従業員が試用期間中に長期で病欠した場合の対応
陳さんとA社は労働契約を締結し、「契約期間を1年とし、試用期間を1ヵ月とする」ことを約定した。試用期間内に陳さんは罹病し、病院から6ヵ月間の休職が必要ととするという内容の診断書が発行された。A社は「陳さんが体調不良のため採用条件を満たさない」と判断し、それを理由に労働契約を解除した。
数多くの会社は、「体が健康である」ことを採用条件としている。しかし、労働者が病気で労働を提供できない状況下で、使用者が単に「労働者が採用条件を満たさない」ことを理由に、試用期間内に労働契約を解除することは、通常認められないはずだ。その原因としては、関係法律法令により定められている「医療期間」の立法趣旨から見れば、法律で規定された特殊な職務に就くための必要条件を満たさない場合(例えば、伝染病に罹患した労働者が食品加工職務に就いてはならない)を除き、使用者が労働者の病気を理由に勝手に労働契約を解除することは、明らかに労働者に対して不公平である。
一方、労働者の病気休暇期間が長く、場合によって、試用期間を超えた場合、使用者は短期間内に労働者に対し労働能力評価を行うことが難しい又は評価ができなくなる。これでは明らかに使用者に対して不公平になる。では、使用者は、このような問題を防ぎ?対応するために如何なる措置をとるべきか?
先ずは、採用条件の中で休暇日数の上限を設けること。使用者は営利法人として自主的な経営権を有するため、このような規定は、認められる可能性が高い。司法実務においても否定派はあまり見かけられないようである。具体的には、以下のような規定が考えられる。「試用期間内に理由の如何を問わず、欠勤(私用休暇、病気休暇などの各種の休暇、無断欠勤を含む)が累計で10稼働日を超えてはならない。」 仮にこの規定の合法性について不確実性があるため、一方的な契約解除をしなくとも、労働契約の合意解除又は中止を進めるためにに役立つと思われる。
次に、協議による労働契約の解除を図ること。その場合、病欠期間の長さによって、労働者の「医療期間内に」取得できる労働報酬及び/又はその他の福利待遇などを総合的に考慮し、臨機応変に対応する必要があると思われる。

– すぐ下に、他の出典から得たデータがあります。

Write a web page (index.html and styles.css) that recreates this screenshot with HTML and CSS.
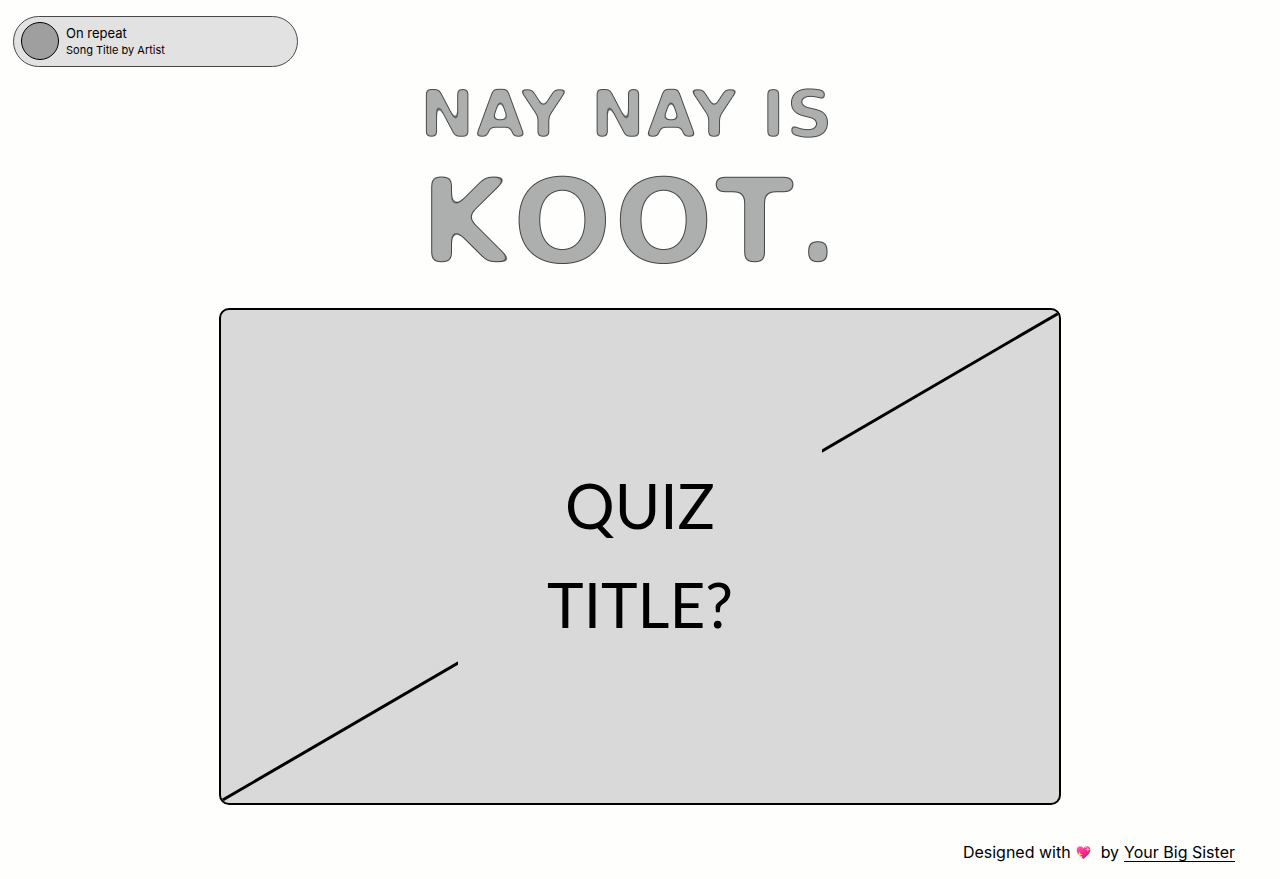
FILE: index.html
```html
<!DOCTYPE html>
<html lang="en">
<head>
<meta charset="utf-8">
<meta name="viewport" content="width=device-width, initial-scale=1">
<title>Nay Nay is Koot</title>
<link rel="stylesheet" href="styles.css">
</head>
<body>
<svg class="filters" aria-hidden="true">
  <!-- Rounds the corners of heavy lettering and adds a thin dark rim -->
  <filter id="soft-small" x="-5%" y="-10%" width="110%" height="120%" color-interpolation-filters="sRGB">
    <feGaussianBlur in="SourceAlpha" stdDeviation="2.5" result="b"/>
    <feComponentTransfer in="b" result="outer"><feFuncA type="linear" slope="7" intercept="-3.3"/></feComponentTransfer>
    <feComponentTransfer in="b" result="inner"><feFuncA type="linear" slope="7" intercept="-4.3"/></feComponentTransfer>
    <feFlood flood-color="#484949"/><feComposite in2="outer" operator="in" result="rim"/>
    <feFlood flood-color="#adafae"/><feComposite in2="inner" operator="in" result="face"/>
    <feMerge><feMergeNode in="rim"/><feMergeNode in="face"/></feMerge>
  </filter>
  <filter id="soft-large" x="-5%" y="-10%" width="110%" height="120%" color-interpolation-filters="sRGB">
    <feGaussianBlur in="SourceAlpha" stdDeviation="5" result="b"/>
    <feComponentTransfer in="b" result="outer"><feFuncA type="linear" slope="13" intercept="-6.8"/></feComponentTransfer>
    <feComponentTransfer in="b" result="inner"><feFuncA type="linear" slope="13" intercept="-7.9"/></feComponentTransfer>
    <feFlood flood-color="#484949"/><feComposite in2="outer" operator="in" result="rim"/>
    <feFlood flood-color="#adafae"/><feComposite in2="inner" operator="in" result="face"/>
    <feMerge><feMergeNode in="rim"/><feMergeNode in="face"/></feMerge>
  </filter>
</svg>

<header class="top">
  <div class="player">
    <span class="cover"></span>
    <div class="track">
      <p class="status">On repeat</p>
      <p class="song">Song Title by Artist</p>
    </div>
  </div>
</header>

<main class="main">
  <h1 class="title">
    <span class="title-small">NAY NAY IS</span>
    <span class="title-large">KOOT.</span>
  </h1>
  <section class="quiz">
    <svg class="quiz-line" viewBox="0 0 838 493" preserveAspectRatio="none" aria-hidden="true">
      <path d="M0 491L838 3" stroke="#000" stroke-width="3"/>
    </svg>
    <h2 class="quiz-title">QUIZ<br>TITLE?</h2>
  </section>
</main>

<footer class="footer">
  <span>Designed with</span>
  <svg class="heart" viewBox="0 0 16 16" role="img" aria-label="love">
    <defs><linearGradient id="pink" x1="0" y1="0" x2="0.6" y2="1"><stop offset="0" stop-color="#ff6fae"/><stop offset="0.5" stop-color="#f72f92"/><stop offset="1" stop-color="#d51b80"/></linearGradient></defs>
    <path fill="url(#pink)" d="M8 15C5.500 12.800 1 9.500 .7 5.600C.5 2.800 2.300 1.200 4.400 1.200C6.100 1.200 7.300 2.200 8 3.600C8.700 2.200 9.900 1.200 11.600 1.200C13.700 1.200 15.500 2.800 15.300 5.600C15 9.500 10.500 12.800 8 15Z"/>
    <path fill="#ffda55" d="M3.800 6.800L4.700 9.200L7.200 10L4.700 10.900L3.800 13.400L2.900 10.900L.5 10L2.900 9.200ZM12.600 2L13.300 4L15.300 4.700L13.300 5.400L12.600 7.400L11.900 5.400L9.900 4.700L11.900 4Z"/>
    <circle cx="10.500" cy="2.400" r=".8" fill="#ffda55"/><circle cx="6" cy="12.500" r=".7" fill="#ffda55"/>
  </svg>
  <span class="by">by</span>
  <a class="credit" href="#">Your Big Sister</a>
</footer>
</body>
</html>
```
FILE: styles.css
```css
* { box-sizing: border-box; }

body {
  margin: 0;
  min-height: 100vh;
  display: flex;
  flex-direction: column;
  background: #fefefd;
  color: #000;
  font-family: Inter, sans-serif;
}

h1, h2, p { margin: 0; font-weight: 400; }

.filters { position: absolute; width: 0; height: 0; }

.top { padding: 16px 13px 0; }

.player {
  display: flex;
  align-items: center;
  gap: 7px;
  max-width: 285px;
  padding: 5px 7px 6px;
  border: 1px solid #484848;
  border-radius: 26px;
  background: #e2e2e2;
}

.cover {
  width: 38px;
  height: 38px;
  border: 1px solid #000;
  border-radius: 50%;
  background: #9f9f9f;
}

.status { font-size: 13px; line-height: 18px; }
.song { font-size: 11px; line-height: 16px; }

.main {
  display: flex;
  flex-direction: column;
  align-items: center;
  gap: 14px;
  padding: 12px 24px 0;
}

.title {
  display: flex;
  flex-direction: column;
  align-items: flex-start;
  padding-right: 20px;
  font-family: "DejaVu Sans", sans-serif;
  font-weight: 700;
  white-space: nowrap;
}

.title-small { font-size: 66px; line-height: 72px; filter: url(#soft-small); }
.title-large { font-size: 119px; font-kerning: none; line-height: 143px; filter: url(#soft-large); }

.quiz {
  position: relative;
  display: flex;
  align-items: center;
  justify-content: center;
  width: 100%;
  max-width: 842px;
  aspect-ratio: 842 / 497;
  border: 2px solid #000;
  border-radius: 10px;
  background: #d9d9d9;
  overflow: hidden;
}

.quiz-line { position: absolute; inset: 0; width: 100%; height: 100%; }

.quiz-title {
  position: relative;
  width: 364px;
  padding: 24px 0 28px;
  background: #d9d9d9;
  font-family: Lato, sans-serif;
  font-size: 62px;
  line-height: 99px;
  text-align: center;
}

.footer {
  display: flex;
  align-items: center;
  justify-content: flex-end;
  margin-top: auto;
  padding: 0 45px 15px;
  font-size: 16px;
  line-height: 24px;
}

.heart { width: 15px; height: 15px; margin: 0 10px 0 5px; }
.by { margin-right: 5px; }
.credit { color: inherit; text-underline-offset: 3px; text-decoration-thickness: 1px; }
```
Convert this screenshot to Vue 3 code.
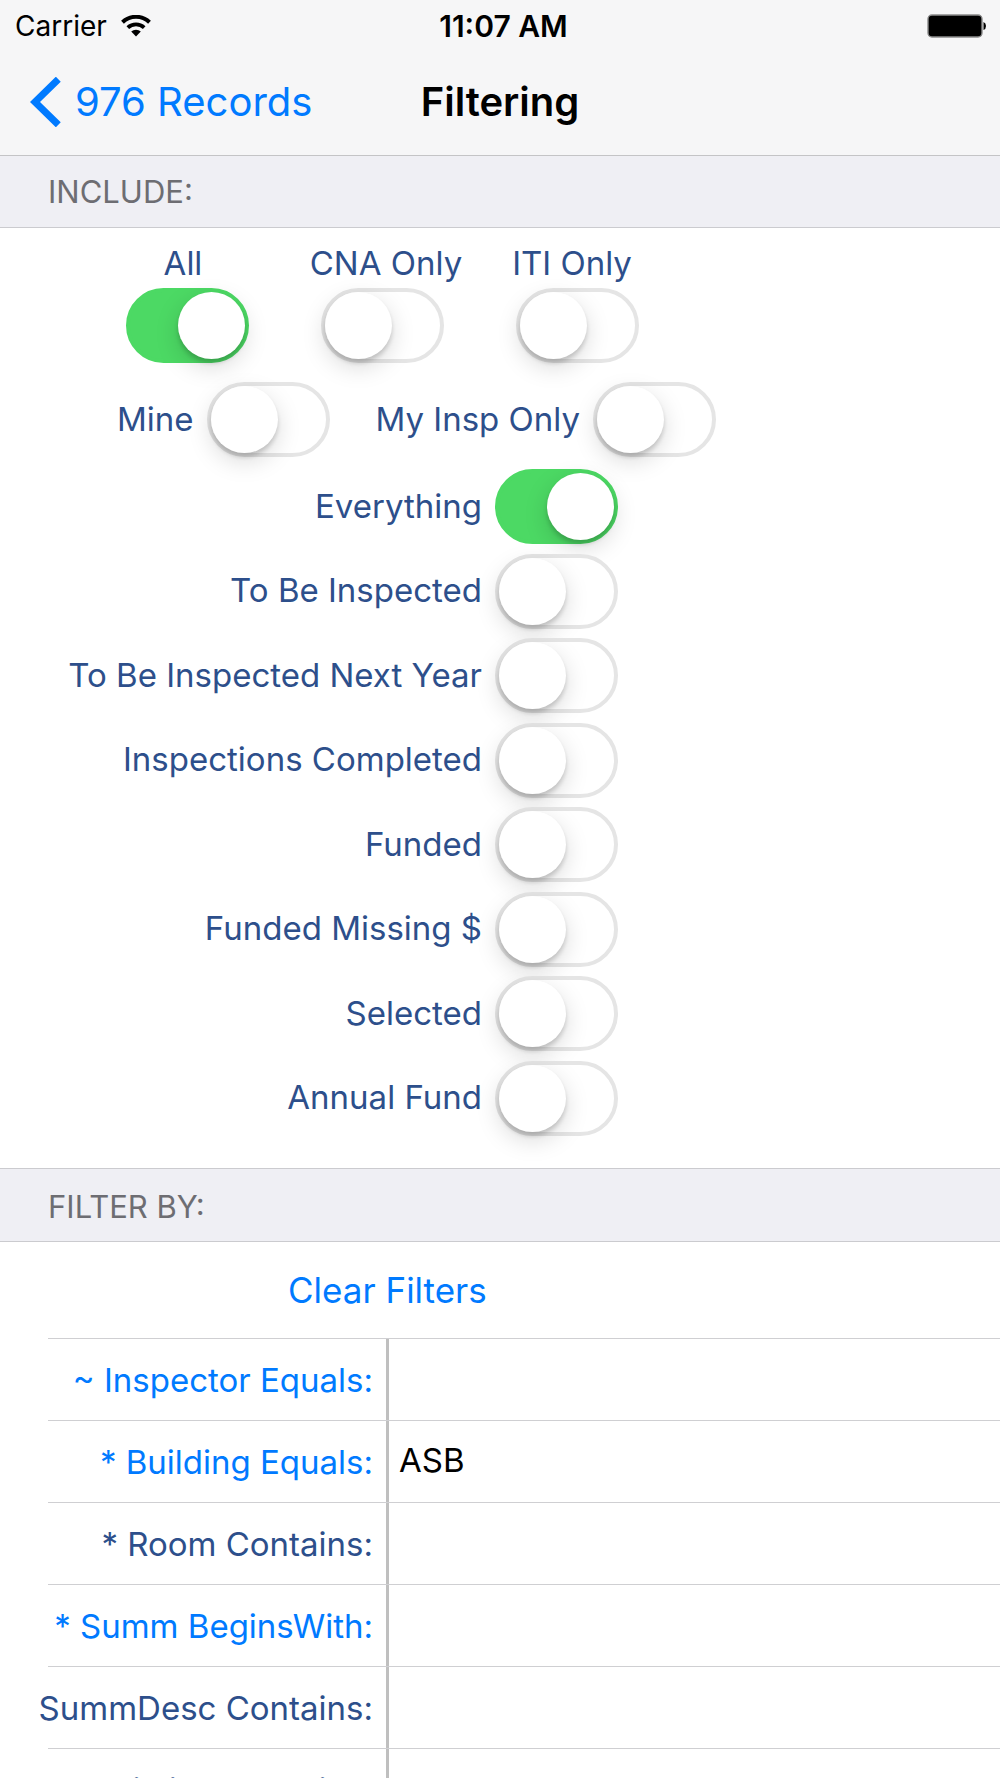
<script setup>
import { reactive } from 'vue'

const scope = reactive([
  { id: 'all', label: 'All', on: true },
  { id: 'cna', label: 'CNA Only', on: false },
  { id: 'iti', label: 'ITI Only', on: false },
])

const owner = reactive([
  { id: 'mine', label: 'Mine', on: false },
  { id: 'my-insp', label: 'My Insp Only', on: false },
])

const status = reactive([
  { id: 'everything', label: 'Everything', on: true },
  { id: 'to-inspect', label: 'To Be Inspected', on: false },
  { id: 'next-year', label: 'To Be Inspected Next Year', on: false },
  { id: 'completed', label: 'Inspections Completed', on: false },
  { id: 'funded', label: 'Funded', on: false },
  { id: 'missing', label: 'Funded Missing $', on: false },
  { id: 'selected', label: 'Selected', on: false },
  { id: 'annual', label: 'Annual Fund', on: false },
])

const filters = reactive([
  { id: 'inspector', label: '~ Inspector Equals:', lookup: true, value: '' },
  { id: 'building', label: '* Building Equals:', lookup: true, value: 'ASB' },
  { id: 'room', label: '* Room Contains:', lookup: false, value: '' },
  { id: 'summ', label: '* Summ BeginsWith:', lookup: true, value: '' },
  { id: 'summ-desc', label: 'SummDesc Contains:', lookup: false, value: '' },
  { id: 'building-text', label: 'Building Contains:', lookup: false, value: '' },
])

function clearFilters() {
  filters.forEach((f) => { f.value = '' })
}
</script>

<template>
  <div class="screen">
    <header class="top">
      <div class="status-bar">
        <div class="carrier">
          <span>Carrier</span>
          <svg class="wifi" viewBox="0 0 30 22" aria-hidden="true">
            <g fill="none" stroke="#000" stroke-width="4">
              <path d="M1.5 7.2 A19.5 19.5 0 0 1 28.5 7.2" />
              <path d="M6.8 12.6 A12 12 0 0 1 23.2 12.6" stroke-width="3.8" />
            </g>
            <path d="M10.2 16.6 A7 7 0 0 1 19.8 16.6 L15 21.6 Z" />
          </svg>
        </div>
        <time class="clock">11:07 AM</time>
        <svg class="battery" viewBox="0 0 59 24" role="img" aria-label="Battery full">
          <rect x="1" y="1" width="54" height="22" rx="4" fill="#000" stroke="#8a8a8a" stroke-width="1.4" />
          <path d="M56.5 8 Q59 9 59 12 T56.5 16 Z" />
        </svg>
      </div>
      <nav class="nav">
        <a class="back" href="#records">
          <svg class="chevron" viewBox="0 0 31 50" aria-hidden="true">
            <path d="M28.3 2.2 L5 25 L28.3 47.8" fill="none" stroke="#007aff" stroke-width="7" />
          </svg>
          <span>976 Records</span>
        </a>
        <h1 class="title">Filtering</h1>
      </nav>
    </header>

    <h2 class="section">INCLUDE:</h2>
    <section class="include">
      <div class="scope-labels">
        <label v-for="s in scope" :key="s.id" :for="s.id">{{ s.label }}</label>
      </div>
      <div class="scope-switches">
        <input v-for="s in scope" :id="s.id" :key="s.id" v-model="s.on" class="switch" type="checkbox" role="switch" />
      </div>
      <div class="owner">
        <div v-for="o in owner" :key="o.id" class="pair">
          <label :for="o.id">{{ o.label }}</label>
          <input :id="o.id" v-model="o.on" class="switch" type="checkbox" role="switch" />
        </div>
      </div>
      <div class="statuses">
        <div v-for="s in status" :key="s.id" class="pair">
          <label :for="s.id">{{ s.label }}</label>
          <input :id="s.id" v-model="s.on" class="switch" type="checkbox" role="switch" />
        </div>
      </div>
    </section>

    <h2 class="section second">FILTER BY:</h2>
    <form class="filters" @submit.prevent>
      <div class="clear-row">
        <button type="button" class="clear" @click="clearFilters">Clear Filters</button>
      </div>
      <div v-for="f in filters" :key="f.id" class="filter">
        <label :for="f.id" :class="{ lookup: f.lookup }">{{ f.label }}</label>
        <input :id="f.id" v-model="f.value" type="text" autocomplete="off" />
      </div>
    </form>
  </div>
</template>

<style>
body {
  margin: 0;
  background: #fff;
}
</style>

<style scoped>
.screen {
  height: 100vh;
  overflow: hidden;
  font-family: Inter, "Liberation Sans", sans-serif;
  font-size: 33px;
  line-height: 40px;
  color: #2d4f8b;
  background: #fff;
}

.top {
  background: #f6f6f7;
  border-bottom: 1px solid #c4c4c6;
  color: #000;
}

.status-bar {
  display: grid;
  grid-template-columns: 1fr auto 1fr;
  align-items: center;
  height: 51px;
  padding: 0 14px 0 15px;
  font-size: 28px;
}

.carrier {
  display: flex;
  align-items: center;
  gap: 14px;
}

.wifi {
  width: 30px;
  height: 22px;
}

.clock {
  padding-left: 6px;
  font-size: 30px;
  font-weight: 600;
}

.battery {
  justify-self: end;
  width: 59px;
  height: 24px;
}

.nav {
  display: grid;
  grid-template-columns: 1fr auto 1fr;
  align-items: center;
  height: 104px;
  padding: 0 30px 3px;
  box-sizing: border-box;
  font-size: 40px;
}

.back {
  display: flex;
  align-items: center;
  gap: 14px;
  color: #007aff;
  text-decoration: none;
  white-space: nowrap;
}

.chevron {
  width: 31px;
  height: 50px;
}

.title {
  margin: 0;
  font-size: 40px;
  font-weight: 600;
}

.section {
  display: flex;
  align-items: center;
  box-sizing: border-box;
  height: 72px;
  margin: 0;
  padding: 1px 0 0 48px;
  background: #efeff4;
  border-bottom: 1px solid #cbcbcf;
  color: #6d6d72;
  font-size: 31px;
  font-weight: 400;
}

.second {
  height: 74px;
  padding-top: 3px;
  border-top: 1px solid #cbcbcf;
}

.include {
  padding: 15px 0 32px;
}

.scope-labels {
  display: grid;
  grid-template-columns: 206px 200px 172px;
  padding-left: 80px;
  text-align: center;
}

.scope-switches {
  display: flex;
  gap: 72px;
  padding: 5px 0 19px 126px;
}

.switch {
  flex: none;
  appearance: none;
  box-sizing: border-box;
  width: 123px;
  height: 75px;
  margin: 0;
  border: 4px solid #e5e5e5;
  border-radius: 38px;
  background: #fff;
}

.switch::before {
  content: "";
  display: block;
  width: 67px;
  height: 67px;
  border-radius: 50%;
  background: #fff;
  box-shadow: 0 8px 24px rgba(0, 0, 0, 0.15), 0 4px 4px rgba(0, 0, 0, 0.16);
}

.switch:checked {
  border-color: #4cd964;
  background: #4cd964;
}

.switch:checked::before {
  margin-left: 48px;
}

.pair {
  display: flex;
  align-items: center;
  justify-content: flex-end;
  gap: 13px;
}

.pair label {
  padding-bottom: 2px;
}

.owner {
  display: flex;
  gap: 46px;
  padding-left: 117px;
}

.statuses {
  display: flex;
  flex-direction: column;
  justify-content: space-between;
  width: 618px;
  min-height: 667px;
  padding-top: 12px;
}

.clear-row {
  height: 96px;
  padding-left: 288px;
  display: flex;
  align-items: center;
}

.clear {
  padding: 0;
  border: 0;
  background: none;
  color: #007aff;
  font: inherit;
  font-size: 35px;
}

.filter {
  display: flex;
  height: 81px;
  margin-left: 48px;
  border-top: 1px solid #cfcfd2;
}

.filter label {
  display: flex;
  flex: none;
  align-items: center;
  justify-content: flex-end;
  width: 338px;
  box-sizing: border-box;
  padding: 1px 13px 0 0;
  white-space: nowrap;
}

.filter .lookup {
  color: #007aff;
}

.filter input {
  flex: 1;
  min-width: 0;
  padding: 0 10px 3px;
  border: 0;
  border-left: 3px solid #bfbfbf;
  border-radius: 0;
  outline: 0;
  background: none;
  color: #000;
  font: inherit;
}
</style>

第三に、協議により労働契約を中止すること。元労働部による『〈中華人民共和国労働法〉貫徹執行の若干問題に関する意見』第2.1.6条及び第2.1.8条の規定によると、使用者と長期間病気休暇を取る労働者は、協議の上、合意した場合、労働契約における一部の条項を変更し、労働者が出勤しない期間の関連事項について特別約定を行うことができる。通説として、労働契約の中止は、特別約定可能な範囲に含まれているべきである。なお、一部の地区では、労働契約中止について明文化されており、例えば、『上海市労働契約条例』第26条、『山西省労働契約条例』第23、24条等。協議により労働契約を中止した場合、病気が治り、労働者が職場に復帰した後、使用者は試用期間評価を続けることができ、双方にとって、公平かつ合理的であると思われる。従って、会社所在地に地方規定がある場合、使用者はそのルートに沿って解決を試みることが考えられる。